Drizzle
and white fog outside. One just has to start each day with weather because this
sets the tone for the whole day.
Today
as well as tomorrow it is predicted to be wet but I’d like to go to Kunoy some
time. It is right next door. The forecast pictures show one drop under the
cloud less for today than tomorrow so I go to check how wet will I get.
There
are two villages on Kunoy island, Kunoy and Haraldssund. Actually there’s Skarð
too but no-one lives there. Even no road goes there. No risk that back and
forth driving cars would spoil the abandoned village atmosphere. On Kunoy there
are also six mountains above 800 meters. This is a lot here.
I
start with Kunoy village, there is a forest. Actually a park and parks are
everywhere here called Viðarlundin. Above the village grows a group of ash,
birch and fir and some unique-looking trees. Planted in 1914. The initial
drizzle has turned into decent rain and tree branches don’t hold water. In the
middle of the park in a giant rock known as Eggin where tourists are supposed
to climb. Even a blue rope has been installed behind the rock for the purpose.

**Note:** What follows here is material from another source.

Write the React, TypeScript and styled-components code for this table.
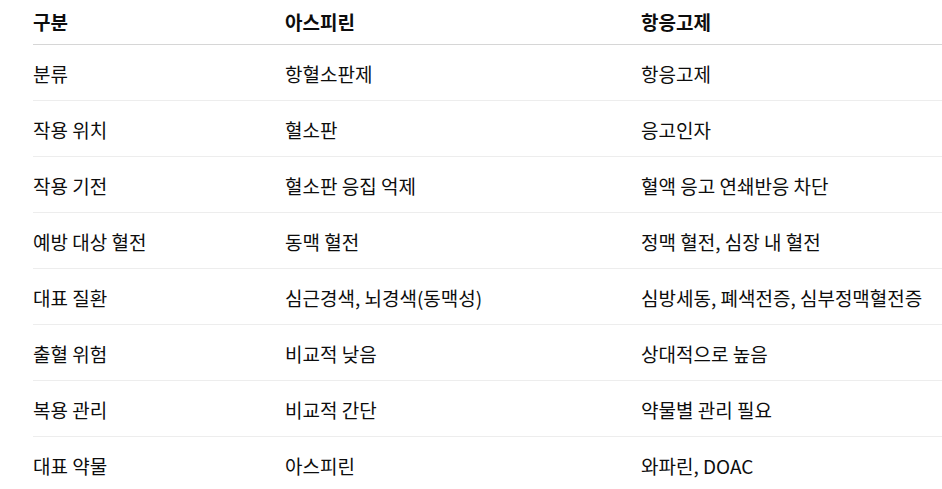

Now it is better to shelter under the edge of the rock and take pictures from
this relatively dry place. A path over wet pasture above the village takes me
back to the village center. Rubber boots are the most reasonable footwear here
and these I have always had in my car, just in case. Luckily I took the car
with me.
Back
through the tunnel, I park the car in Haraldssund. In the beginning of each
village is a small parking lot with a map with short history of the place and
paths where the locals accept tourists loitering about. Makes sense. It is not
easy to deposit the car in these narrow and oblique conditions and I would not
like to trample in places where I’m not preferably seen.
In
Haraldssund it is possible to go on a path above the village that goes from one
end of the village to the other. Many waterfalls gush down from the fog on the
mountain, one more beautiful than the other. Ground is nicely folded, geese
live between the folds. The gate in front of the path to Skarð is tied with a cord.
It is not clear if this has been done to keep tourists off the path or just for
fun. Since rain gets stronger I will not stay to ponder about the cord problem
but leave Skarð for another time. It is about time to go eat soup and read a
book. I found Jonathan Wylie’s „The Faroe Islands. Interpretations of History“.